Lobata is an order of transparent marine invertebrates belonging to the phylum of Ctenophora in the class Tentaculata, and are commonly referred to as comb jellies or sea gooseberries. There are currently 19 extant known species in the order of Lobata. Members of Lobata exhibit a compressed body in the vertical plane and a pair of oral lobes. They are known to inhabit marine pelagic surfaces and the marine shores.

==Anatomy==
The lobates have a pair of lobes, which are muscular, cuplike extensions of the body that project beyond the mouth. Their inconspicuous tentacles originate from the corners of the mouth, running in convoluted grooves and spreading out over the inner surface of the lobes (rather than trailing far behind, as in the Cydippida). Between the lobes on either side of the mouth, many species of lobates have four auricles, gelatinous projections edged with cilia that produce water currents that help direct microscopic prey toward the mouth. This combination of structures enables lobates to feed continuously on suspended planktonic prey.
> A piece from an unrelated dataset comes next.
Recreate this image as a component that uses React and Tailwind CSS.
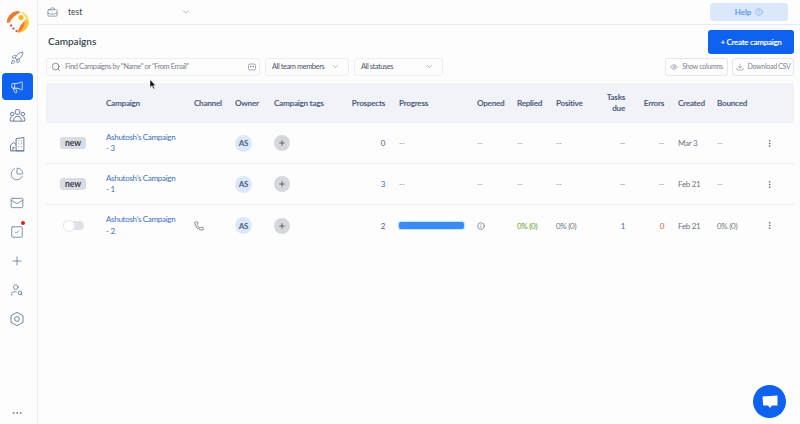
import { Rocket, Megaphone, ChartPie, Mail, SquareCheck, Plus, UserSearch, Search, ChevronDown, BriefcaseBusiness, CircleHelp, Eye, Download, Phone, Info, EllipsisVertical, Ellipsis } from "lucide-react";

const cols = "grid grid-cols-[60px_88px_41px_39px_70px_41px_92px_40px_39px_44px_25px_39px_53px_48px_29px] items-center";

function Logo() {
  return (
    <svg width="24" height="24" viewBox="0 0 24 24">
      <path d="M1 13C0.6 7 5.5 1.2 12.5 1L14.5 2.4C9.5 4.5 5.5 8 3.6 12.6Z" fill="#f0792a" />
      <path d="M14.5 1.3C19 2 23 6.5 23 11L20.5 8.5C18.5 6 16.5 4 14.5 1.3Z" fill="#f9dc6a" />
      <path d="M11.5 22.8C13 17 16 12.5 20.2 8.4L23 11.4C23 17.5 18 22.6 11.5 22.8Z" fill="#f7c33a" />
      <path d="M11.5 22.8C13 17.5 15.5 14 18.5 11.5C19 16 16 20.5 11.5 22.8Z" fill="#ef7a28" />
      <circle cx="15" cy="7.5" r="2.6" fill="#f5b81f" />
      <circle cx="5" cy="15.5" r="1.1" fill="#d9302a" />
      <circle cx="7.5" cy="18.5" r="1.1" fill="#d9302a" />
      <circle cx="10.5" cy="21" r="1.1" fill="#e0402a" />
    </svg>
  );
}

function GroupIcon({ size, strokeWidth }) {
  return (
    <svg width={size + 3} height={size + 3} viewBox="0 0 24 24" fill="none" stroke="currentColor" strokeWidth={strokeWidth}>
      <circle cx="12" cy="7" r="3.5" />
      <circle cx="4.5" cy="10" r="2.5" />
      <circle cx="19.5" cy="10" r="2.5" />
      <path d="M6.5 20C6.5 15 9 13 12 13S17.5 15 17.5 20Z" />
      <path d="M6 20H2C1 16 2 14 4.5 14M18 20H22C23 16 22 14 19.5 14" />
    </svg>
  );
}

function CompanyIcon({ size, strokeWidth }) {
  return (
    <svg width={size + 3} height={size + 3} viewBox="0 0 24 24" fill="none" stroke="currentColor" strokeWidth={strokeWidth}>
      <path d="M10 21V4L21 2V21Z" />
      <path d="M2 21V13L6.5 9L10 12" />
      <path d="M2 21H21M5.5 21V16H8M13.5 7H14.5M17 7H18M13.5 11H14.5M17 11H18M13.5 15H14.5M17 15H18" />
    </svg>
  );
}

function SettingsHex({ size, strokeWidth }) {
  return (
    <svg width={size + 2} height={size + 2} viewBox="0 0 24 24" fill="none" stroke="currentColor" strokeWidth={strokeWidth}>
      <path d="M12 2L21 7V17L12 22L3 17V7Z" strokeLinejoin="round" />
      <circle cx="12" cy="12" r="3.5" />
    </svg>
  );
}

function NavItem({ icon: Icon, active, dot }) {
  return (
    <div className="relative flex h-[29px] w-full items-center justify-center">
      <div className={"flex h-[27px] w-[31px] items-center justify-center rounded-[4px] " + (active ? "bg-[#0f62f0] text-white" : "text-[#5d6f91]")}>
        <Icon size={14} strokeWidth={1.3} />
      </div>
      {dot && <span className="absolute right-[9px] top-[4px] h-[4px] w-[4px] rounded-full bg-[#e0201c]" />}
    </div>
  );
}

function Dash() {
  return <span className="text-[#8a8f99]">--</span>;
}

function Badge() {
  return <span className="rounded-[3px] bg-[#d9dce2] px-[5px] py-px text-[8.5px] font-bold leading-[10px] tracking-normal text-[#3a3f4a]">new</span>;
}

function Toggle() {
  return (
    <div className="flex h-[9px] w-[21px] items-center rounded-full bg-[#dfe1e6]">
      <span className="h-[12px] w-[12px] rounded-full border border-[#e6e7ea] bg-white" />
    </div>
  );
}

function Row({ first, no, channel, prospects, prospectsBlue, progress, opened, replied, positive, tasks, errors, created, bounced, last }) {
  return (
    <div className={cols + " h-[41px] text-[8px] tracking-[-0.3px] text-[#6d7480] " + (last ? "" : "border-b border-[#eceef2]")}>
      <div className="flex justify-center pr-[6px]">{first}</div>
      <div className="whitespace-nowrap leading-[11.5px] text-[#3c70b8]">Ashutosh's Campaign<br />- {no}</div>
      <div>{channel && <Phone size={10} strokeWidth={1.4} className="text-[#3a3f4a]" />}</div>
      <div>
        <span className="flex h-[17px] w-[17px] items-center justify-center rounded-full bg-[#dbe8fb] text-[8px] font-bold text-[#4d5b7c]">AS</span>
      </div>
      <div>
        <span className="flex h-[16px] w-[16px] items-center justify-center rounded-full bg-[#d5d7dc] text-[#30343c]">
          <Plus size={8} strokeWidth={2} />
        </span>
      </div>
      <div className={"text-right " + (prospectsBlue ? "text-[#3c70b8]" : "text-[#555b66]")}>{prospects}</div>
      <div className="pl-[14px]">
        {progress ? <div className="h-[7px] w-[65px] rounded-[2px] bg-[#3b8bf2] shadow-[0_0_1px_1px_#b8e4fb]" /> : <Dash />}
      </div>
      <div>{opened ? <Info size={8} strokeWidth={1.5} className="text-[#3a3f4a]" /> : <Dash />}</div>
      <div>{replied ? <span className="text-[#5ba32b]">{replied}</span> : <Dash />}</div>
      <div>{positive || <Dash />}</div>
      <div className="text-right">{tasks ? <span className="text-[#3c70b8]">{tasks}</span> : <Dash />}</div>
      <div className="text-right">{errors ? <span className="text-[#d0592f]">{errors}</span> : <Dash />}</div>
      <div className="pl-[14px]">{created}</div>
      <div>{bounced || <Dash />}</div>
      <div><EllipsisVertical size={9} strokeWidth={1.6} className="text-[#3a3f4a]" /></div>
    </div>
  );
}

function Select({ label, width }) {
  return (
    <div className={"flex h-[18px] items-center justify-between rounded-[3px] border border-[#eceef0] pl-[6px] pr-[8px] text-[7.5px] tracking-[-0.45px] text-[#4d5566] " + width}>
      <span className="whitespace-nowrap">{label}</span>
      <ChevronDown size={9} strokeWidth={1.2} className="shrink-0 text-[#5d6f91]" />
    </div>
  );
}

export default function App() {
  return (
    <div className="relative flex h-screen w-full overflow-hidden bg-[#fdfdfe] font-['Lato',sans-serif]">
      <aside className="flex w-[38px] shrink-0 flex-col items-center border-r border-[#eceef2] pr-[3px] pb-[5px]">
        <div className="flex h-[43px] items-center justify-center pl-[1px]"><Logo /></div>
        <NavItem icon={Rocket} />
        <NavItem icon={Megaphone} active />
        <NavItem icon={GroupIcon} />
        <NavItem icon={CompanyIcon} />
        <NavItem icon={ChartPie} />
        <NavItem icon={Mail} />
        <NavItem icon={SquareCheck} dot />
        <NavItem icon={Plus} />
        <NavItem icon={UserSearch} />
        <NavItem icon={SettingsHex} />
        <div className="mt-auto text-[#5d6f91]"><Ellipsis size={12} strokeWidth={1.5} /></div>
      </aside>

      <main className="flex min-w-0 flex-1 flex-col">
        <header className="flex h-[25px] shrink-0 items-center border-b border-[#e8eaee] pl-[9px] pr-[12px]">
          <BriefcaseBusiness size={11} strokeWidth={1.2} className="text-[#4d5b7c]" />
          <span className="ml-[10px] text-[8.5px] text-[#3a3f4a]">test</span>
          <ChevronDown size={10} strokeWidth={1.2} className="ml-[99px] text-[#5d6f91]" />
          <div className="ml-auto -mt-[1px] flex h-[18px] w-[78px] items-center justify-center gap-[4px] rounded-[3px] bg-[#dbe8fb] text-[8px] font-semibold text-[#4f8be8]">
            Help <CircleHelp size={8} strokeWidth={1.3} />
          </div>
        </header>

        <div className="flex flex-1 flex-col pl-[8px] pr-[6px] pt-[5px]">
          <div className="flex h-[24px] items-center justify-between pl-[2px]">
            <h1 className="-mt-[1px] text-[10px] font-semibold text-[#37474f]">Campaigns</h1>
            <button className="h-[24px] w-[86px] rounded-[3px] bg-[#0f62f0] text-[8px] font-bold tracking-[-0.3px] text-white">+ Create campaign</button>
          </div>

          <div className="mt-[3px] flex h-[19px] items-center gap-[5px]">
            <div className="flex h-[18px] w-[214px] items-center rounded-[3px] border border-[#eceef0] pl-[4px] pr-[3px] text-[7.5px] tracking-[-0.45px] text-[#7c828d]">
              <Search size={10} strokeWidth={1.5} className="text-[#4d5566]" />
              <span className="ml-[4px] whitespace-nowrap">Find Campaigns by "Name" or "From Email"</span>
              <svg className="ml-auto text-[#7c828d]" width="8" height="8" viewBox="0 0 8 8" fill="none" stroke="currentColor" strokeWidth="0.7">
                <rect x="0.5" y="1" width="7" height="6" rx="1.5" />
                <circle cx="2.7" cy="3.5" r="0.5" fill="currentColor" />
                <circle cx="5.3" cy="3.5" r="0.5" fill="currentColor" />
              </svg>
            </div>
            <Select label="All team members" width="w-[84px]" />
            <Select label="All statuses" width="w-[89px]" />
            <div className="ml-auto flex h-[18px] w-[63px] items-center justify-center gap-[4px] whitespace-nowrap rounded-[3px] border border-[#e6e7ea] text-[7px] tracking-[-0.3px] text-[#7c828d]">
              <Eye size={8} strokeWidth={1.2} className="text-[#4d5566]" /> Show columns
            </div>
            <div className="-ml-[1px] flex h-[18px] w-[62px] items-center justify-center gap-[4px] whitespace-nowrap rounded-[3px] border border-[#e6e7ea] text-[7px] tracking-[-0.3px] text-[#7c828d]">
              <Download size={8} strokeWidth={1.2} className="text-[#4d5566]" /> Download CSV
            </div>
          </div>

          <div className={cols + " mt-[7px] h-[40px] bg-[#f1f3f8] text-[8.2px] font-bold leading-[11px] tracking-[-0.3px] text-[#4d5b7c]"}>
            <div />
            <div>Campaign</div>
            <div>Channel</div>
            <div>Owner</div>
            <div className="whitespace-nowrap">Campaign tags</div>
            <div className="text-right">Prospects</div>
            <div className="pl-[14px]">Progress</div>
            <div>Opened</div>
            <div>Replied</div>
            <div>Positive</div>
            <div className="text-right">Tasks<br />due</div>
            <div className="text-right">Errors</div>
            <div className="pl-[14px]">Created</div>
            <div>Bounced</div>
            <div />
          </div>

          <Row first={<Badge />} no={3} prospects="0" created="Mar 3" />
          <Row first={<Badge />} no={1} prospects="3" prospectsBlue created="Feb 21" />
          <Row first={<Toggle />} no={2} channel prospects="2" progress opened replied="0% (0)" positive="0% (0)" tasks="1" errors="0" created="Feb 21" bounced="0% (0)" last />
        </div>
      </main>

      <svg className="absolute left-[149px] top-[79px]" width="7" height="11" viewBox="0 0 7 11">
        <path d="M1 0.5V8.5L3 6.8L4.4 10L5.6 9.4L4.3 6.4H6.6Z" fill="#111" stroke="#fff" strokeWidth="0.5" />
      </svg>

      <div className="absolute bottom-[6px] right-[14px] flex h-[33px] w-[33px] items-center justify-center rounded-full bg-[#0f62f0]">
        <svg width="16" height="14" viewBox="0 0 16 14">
          <path d="M0.5 1.5L15.5 0.5V10.5H10L8 13L6 10.5H1.2Z" fill="#fff" />
        </svg>
      </div>
    </div>
  );
}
Lobates have eight comb-rows, originating at the aboral pole and usually not extending beyond the body to the lobes; in species with (four) auricles, the cilia edging the auricles are extensions of cilia in four of the comb rows. Most lobates are quite passive when moving through the water, using the cilia on their comb rows for propulsion, although Leucothea has long and active auricles whose movements also contribute to propulsion. Members of the lobate genera Bathocyroe and Ocyropsis can escape from danger by clapping their lobes, so that the jet of expelled water drives them backwards very quickly.

Unlike cydippids, the movements of lobates' combs are coordinated by nerves rather than by water disturbances created by the cilia, and combs on the same row beat together rather than in Mexican wave style. This may have enabled lobates to grow larger than cydippids and to have shapes that are less egg-like.

== Reproduction ==
Most members of Lobata exhibit hermaphroditism, where the individual carries both male and female sexual organs. Each comb jelly will release roughly 8,000 eggs during spawning, which occurs during the night when the temperature reaches between 18 and 22 C. Thirteen days after spawning, young Comb jellies will have grown to a size in which they can release eggs and sperm daily.

== Feeding ==
Members of Lobata are carnivores and are major predators of planktonic organisms such as copepods and fish larvae. By continuously pumping water into its body cavity, comb jellies are able to trap small prey on adhesive cells, known as colloblast, which are found on the tentacles and on the underside of their lobes.